● PROBLEM REQUIREMENTS: Write out the material again word for word, dropping any images it holds.

● SOURCE MATERIAL:
****************************************
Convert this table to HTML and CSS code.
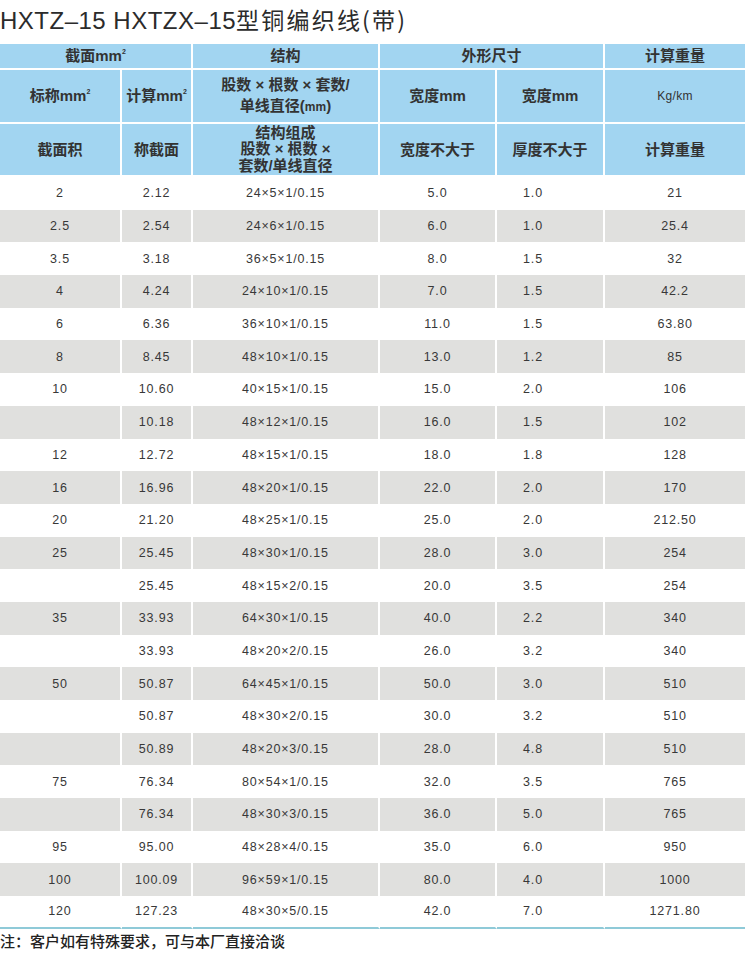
FILE: index.html
```html
<!DOCTYPE html>
<html lang="zh">
<head>
<meta charset="utf-8">
<title>HXTZ-15 HXTZX-15型铜编织线(带)</title>
<link rel="stylesheet" href="styles.css">
</head>
<body>
<h1 class="title"><span class="title-latin">HXTZ–15 HXTZX–15</span><span class="title-cjk">型铜编织线(带)</span></h1>
<table class="spec">
  <colgroup>
    <col class="c1"><col class="c2"><col class="c3"><col class="c4"><col class="c5"><col class="c6">
  </colgroup>
  <thead>
    <tr class="h1">
      <th colspan="2">截面mm<sup>2</sup></th>
      <th>结构</th>
      <th colspan="2">外形尺寸</th>
      <th class="last">计算重量</th>
    </tr>
    <tr class="h2">
      <th>标称mm<sup>2</sup></th>
      <th>计算mm<sup>2</sup></th>
      <th class="two">股数 × 根数 × 套数/<br>单线直径(<span class="small">mm</span>)</th>
      <th>宽度mm</th>
      <th>宽度mm</th>
      <th class="last unit">Kg/km</th>
    </tr>
    <tr class="h3">
      <th>截面积</th>
      <th>称截面</th>
      <th class="three">结构组成<br>股数 × 根数 ×<br>套数/单线直径</th>
      <th>宽度不大于</th>
      <th>厚度不大于</th>
      <th class="last">计算重量</th>
    </tr>
  </thead>
  <tbody>
    <tr><td>2</td><td>2.12</td><td>24×5×1/0.15</td><td>5.0</td><td class="th">1.0</td><td>21</td></tr>
    <tr><td>2.5</td><td>2.54</td><td>24×6×1/0.15</td><td>6.0</td><td class="th">1.0</td><td>25.4</td></tr>
    <tr><td>3.5</td><td>3.18</td><td>36×5×1/0.15</td><td>8.0</td><td class="th">1.5</td><td>32</td></tr>
    <tr><td>4</td><td>4.24</td><td>24×10×1/0.15</td><td>7.0</td><td class="th">1.5</td><td>42.2</td></tr>
    <tr><td>6</td><td>6.36</td><td>36×10×1/0.15</td><td>11.0</td><td class="th">1.5</td><td>63.80</td></tr>
    <tr><td>8</td><td>8.45</td><td>48×10×1/0.15</td><td>13.0</td><td class="th">1.2</td><td>85</td></tr>
    <tr><td>10</td><td>10.60</td><td>40×15×1/0.15</td><td>15.0</td><td class="th">2.0</td><td>106</td></tr>
    <tr><td></td><td>10.18</td><td>48×12×1/0.15</td><td>16.0</td><td class="th">1.5</td><td>102</td></tr>
    <tr><td>12</td><td>12.72</td><td>48×15×1/0.15</td><td>18.0</td><td class="th">1.8</td><td>128</td></tr>
    <tr><td>16</td><td>16.96</td><td>48×20×1/0.15</td><td>22.0</td><td class="th">2.0</td><td>170</td></tr>
    <tr><td>20</td><td>21.20</td><td>48×25×1/0.15</td><td>25.0</td><td class="th">2.0</td><td>212.50</td></tr>
    <tr><td>25</td><td>25.45</td><td>48×30×1/0.15</td><td>28.0</td><td class="th">3.0</td><td>254</td></tr>
    <tr><td></td><td>25.45</td><td>48×15×2/0.15</td><td>20.0</td><td class="th">3.5</td><td>254</td></tr>
    <tr><td>35</td><td>33.93</td><td>64×30×1/0.15</td><td>40.0</td><td class="th">2.2</td><td>340</td></tr>
    <tr><td></td><td>33.93</td><td>48×20×2/0.15</td><td>26.0</td><td class="th">3.2</td><td>340</td></tr>
    <tr><td>50</td><td>50.87</td><td>64×45×1/0.15</td><td>50.0</td><td class="th">3.0</td><td>510</td></tr>
    <tr><td></td><td>50.87</td><td>48×30×2/0.15</td><td>30.0</td><td class="th">3.2</td><td>510</td></tr>
    <tr><td></td><td>50.89</td><td>48×20×3/0.15</td><td>28.0</td><td class="th">4.8</td><td>510</td></tr>
    <tr><td>75</td><td>76.34</td><td>80×54×1/0.15</td><td>32.0</td><td class="th">3.5</td><td>765</td></tr>
    <tr><td></td><td>76.34</td><td>48×30×3/0.15</td><td>36.0</td><td class="th">5.0</td><td>765</td></tr>
    <tr><td>95</td><td>95.00</td><td>48×28×4/0.15</td><td>35.0</td><td class="th">6.0</td><td>950</td></tr>
    <tr><td>100</td><td>100.09</td><td>96×59×1/0.15</td><td>80.0</td><td class="th">4.0</td><td>1000</td></tr>
    <tr><td>120</td><td>127.23</td><td>48×30×5/0.15</td><td>42.0</td><td class="th">7.0</td><td>1271.80</td></tr>
  </tbody>
</table>
<p class="note">注：客户如有特殊要求，可与本厂直接洽谈</p>
</body>
</html>
```

FILE: styles.css
```css
html, body {
  margin: 0;
  padding: 0;
  background: #ffffff;
}

body {
  width: 745px;
  font-family: "Liberation Sans", "Noto Sans CJK SC", sans-serif;
  color: #333333;
}

.title {
  margin: 0;
  height: 44px;
  padding: 0;
  box-sizing: border-box;
  font-weight: normal;
  color: #2b2b2b;
  line-height: 36px;
  white-space: nowrap;
}

.title-latin {
  font-size: 24px;
  letter-spacing: 0.5px;
}

.title-cjk {
  font-size: 23px;
  letter-spacing: 2.2px;
  font-family: "Noto Sans CJK SC", sans-serif;
}

.spec {
  width: 745px;
  table-layout: fixed;
  border-collapse: separate;
  border-spacing: 0;
}

.c1 { width: 122px; }
.c2 { width: 71px; }
.c3 { width: 187px; }
.c4 { width: 117px; }
.c5 { width: 108px; }
.c6 { width: 140px; }

.spec th {
  background: #a2d5f1;
  border-right: 2px solid #ffffff;
  border-bottom: 2px solid #ffffff;
  padding: 0;
  font-size: 15px;
  font-weight: bold;
  color: #333333;
  text-align: center;
  vertical-align: middle;
  line-height: 18px;
}

.spec th.last {
  border-right: none;
}

.spec sup {
  font-size: 7px;
  vertical-align: 7px;
  line-height: 0;
}

.h1 { height: 26px; }
.h2 { height: 54px; }
.h3 { height: 53px; }

.spec th.two { line-height: 21px; }
.spec th.three { line-height: 16.5px; }

.spec .small {
  font-size: 12px;
}

.spec th.unit {
  font-size: 12px;
  font-weight: normal;
  letter-spacing: 0.3px;
}

.spec tbody tr {
  height: 32.7px;
}

.spec td {
  padding: 0;
  border-right: 2px solid #ffffff;
  text-align: center;
  vertical-align: middle;
  font-size: 12.5px;
  letter-spacing: 0.8px;
  color: #383838;
}

.spec td:last-child {
  border-right: none;
}

.spec td.th {
  padding-right: 34px;
}

.spec tbody tr:nth-child(even) td {
  background: #e0e0de;
}

.spec tbody tr:last-child td {
  border-bottom: 2px solid #8fcad8;
}

.note {
  margin: 0;
  padding-left: 0;
  font-size: 15px;
  font-weight: 500;
  line-height: 24px;
  color: #222222;
  font-family: "Noto Sans CJK SC", sans-serif;
}
```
****************************************
● RESULT:
Convert this table to HTML and CSS code.
FILE: index.html
```html
<!DOCTYPE html>
<html lang="zh">
<head>
<meta charset="utf-8">
<title>HXTZ-15 HXTZX-15型铜编织线(带)</title>
<link rel="stylesheet" href="styles.css">
</head>
<body>
<h1 class="title"><span class="title-latin">HXTZ–15 HXTZX–15</span><span class="title-cjk">型铜编织线(带)</span></h1>
<table class="spec">
  <colgroup>
    <col class="c1"><col class="c2"><col class="c3"><col class="c4"><col class="c5"><col class="c6">
  </colgroup>
  <thead>
    <tr class="h1">
      <th colspan="2">截面mm<sup>2</sup></th>
      <th>结构</th>
      <th colspan="2">外形尺寸</th>
      <th class="last">计算重量</th>
    </tr>
    <tr class="h2">
      <th>标称mm<sup>2</sup></th>
      <th>计算mm<sup>2</sup></th>
      <th class="two">股数 × 根数 × 套数/<br>单线直径(<span class="small">mm</span>)</th>
      <th>宽度mm</th>
      <th>宽度mm</th>
      <th class="last unit">Kg/km</th>
    </tr>
    <tr class="h3">
      <th>截面积</th>
      <th>称截面</th>
      <th class="three">结构组成<br>股数 × 根数 ×<br>套数/单线直径</th>
      <th>宽度不大于</th>
      <th>厚度不大于</th>
      <th class="last">计算重量</th>
    </tr>
  </thead>
  <tbody>
    <tr><td>2</td><td>2.12</td><td>24×5×1/0.15</td><td>5.0</td><td class="th">1.0</td><td>21</td></tr>
    <tr><td>2.5</td><td>2.54</td><td>24×6×1/0.15</td><td>6.0</td><td class="th">1.0</td><td>25.4</td></tr>
    <tr><td>3.5</td><td>3.18</td><td>36×5×1/0.15</td><td>8.0</td><td class="th">1.5</td><td>32</td></tr>
    <tr><td>4</td><td>4.24</td><td>24×10×1/0.15</td><td>7.0</td><td class="th">1.5</td><td>42.2</td></tr>
    <tr><td>6</td><td>6.36</td><td>36×10×1/0.15</td><td>11.0</td><td class="th">1.5</td><td>63.80</td></tr>
    <tr><td>8</td><td>8.45</td><td>48×10×1/0.15</td><td>13.0</td><td class="th">1.2</td><td>85</td></tr>
    <tr><td>10</td><td>10.60</td><td>40×15×1/0.15</td><td>15.0</td><td class="th">2.0</td><td>106</td></tr>
    <tr><td></td><td>10.18</td><td>48×12×1/0.15</td><td>16.0</td><td class="th">1.5</td><td>102</td></tr>
    <tr><td>12</td><td>12.72</td><td>48×15×1/0.15</td><td>18.0</td><td class="th">1.8</td><td>128</td></tr>
    <tr><td>16</td><td>16.96</td><td>48×20×1/0.15</td><td>22.0</td><td class="th">2.0</td><td>170</td></tr>
    <tr><td>20</td><td>21.20</td><td>48×25×1/0.15</td><td>25.0</td><td class="th">2.0</td><td>212.50</td></tr>
    <tr><td>25</td><td>25.45</td><td>48×30×1/0.15</td><td>28.0</td><td class="th">3.0</td><td>254</td></tr>
    <tr><td></td><td>25.45</td><td>48×15×2/0.15</td><td>20.0</td><td class="th">3.5</td><td>254</td></tr>
    <tr><td>35</td><td>33.93</td><td>64×30×1/0.15</td><td>40.0</td><td class="th">2.2</td><td>340</td></tr>
    <tr><td></td><td>33.93</td><td>48×20×2/0.15</td><td>26.0</td><td class="th">3.2</td><td>340</td></tr>
    <tr><td>50</td><td>50.87</td><td>64×45×1/0.15</td><td>50.0</td><td class="th">3.0</td><td>510</td></tr>
    <tr><td></td><td>50.87</td><td>48×30×2/0.15</td><td>30.0</td><td class="th">3.2</td><td>510</td></tr>
    <tr><td></td><td>50.89</td><td>48×20×3/0.15</td><td>28.0</td><td class="th">4.8</td><td>510</td></tr>
    <tr><td>75</td><td>76.34</td><td>80×54×1/0.15</td><td>32.0</td><td class="th">3.5</td><td>765</td></tr>
    <tr><td></td><td>76.34</td><td>48×30×3/0.15</td><td>36.0</td><td class="th">5.0</td><td>765</td></tr>
    <tr><td>95</td><td>95.00</td><td>48×28×4/0.15</td><td>35.0</td><td class="th">6.0</td><td>950</td></tr>
    <tr><td>100</td><td>100.09</td><td>96×59×1/0.15</td><td>80.0</td><td class="th">4.0</td><td>1000</td></tr>
    <tr><td>120</td><td>127.23</td><td>48×30×5/0.15</td><td>42.0</td><td class="th">7.0</td><td>1271.80</td></tr>
  </tbody>
</table>
<p class="note">注：客户如有特殊要求，可与本厂直接洽谈</p>
</body>
</html>
```

FILE: styles.css
```css
html, body {
  margin: 0;
  padding: 0;
  background: #ffffff;
}

body {
  width: 745px;
  font-family: "Liberation Sans", "Noto Sans CJK SC", sans-serif;
  color: #333333;
}

.title {
  margin: 0;
  height: 44px;
  padding: 0;
  box-sizing: border-box;
  font-weight: normal;
  color: #2b2b2b;
  line-height: 36px;
  white-space: nowrap;
}

.title-latin {
  font-size: 24px;
  letter-spacing: 0.5px;
}

.title-cjk {
  font-size: 23px;
  letter-spacing: 2.2px;
  font-family: "Noto Sans CJK SC", sans-serif;
}

.spec {
  width: 745px;
  table-layout: fixed;
  border-collapse: separate;
  border-spacing: 0;
}

.c1 { width: 122px; }
.c2 { width: 71px; }
.c3 { width: 187px; }
.c4 { width: 117px; }
.c5 { width: 108px; }
.c6 { width: 140px; }

.spec th {
  background: #a2d5f1;
  border-right: 2px solid #ffffff;
  border-bottom: 2px solid #ffffff;
  padding: 0;
  font-size: 15px;
  font-weight: bold;
  color: #333333;
  text-align: center;
  vertical-align: middle;
  line-height: 18px;
}

.spec th.last {
  border-right: none;
}

.spec sup {
  font-size: 7px;
  vertical-align: 7px;
  line-height: 0;
}

.h1 { height: 26px; }
.h2 { height: 54px; }
.h3 { height: 53px; }

.spec th.two { line-height: 21px; }
.spec th.three { line-height: 16.5px; }

.spec .small {
  font-size: 12px;
}

.spec th.unit {
  font-size: 12px;
  font-weight: normal;
  letter-spacing: 0.3px;
}

.spec tbody tr {
  height: 32.7px;
}

.spec td {
  padding: 0;
  border-right: 2px solid #ffffff;
  text-align: center;
  vertical-align: middle;
  font-size: 12.5px;
  letter-spacing: 0.8px;
  color: #383838;
}

.spec td:last-child {
  border-right: none;
}

.spec td.th {
  padding-right: 34px;
}

.spec tbody tr:nth-child(even) td {
  background: #e0e0de;
}

.spec tbody tr:last-child td {
  border-bottom: 2px solid #8fcad8;
}

.note {
  margin: 0;
  padding-left: 0;
  font-size: 15px;
  font-weight: 500;
  line-height: 24px;
  color: #222222;
  font-family: "Noto Sans CJK SC", sans-serif;
}
```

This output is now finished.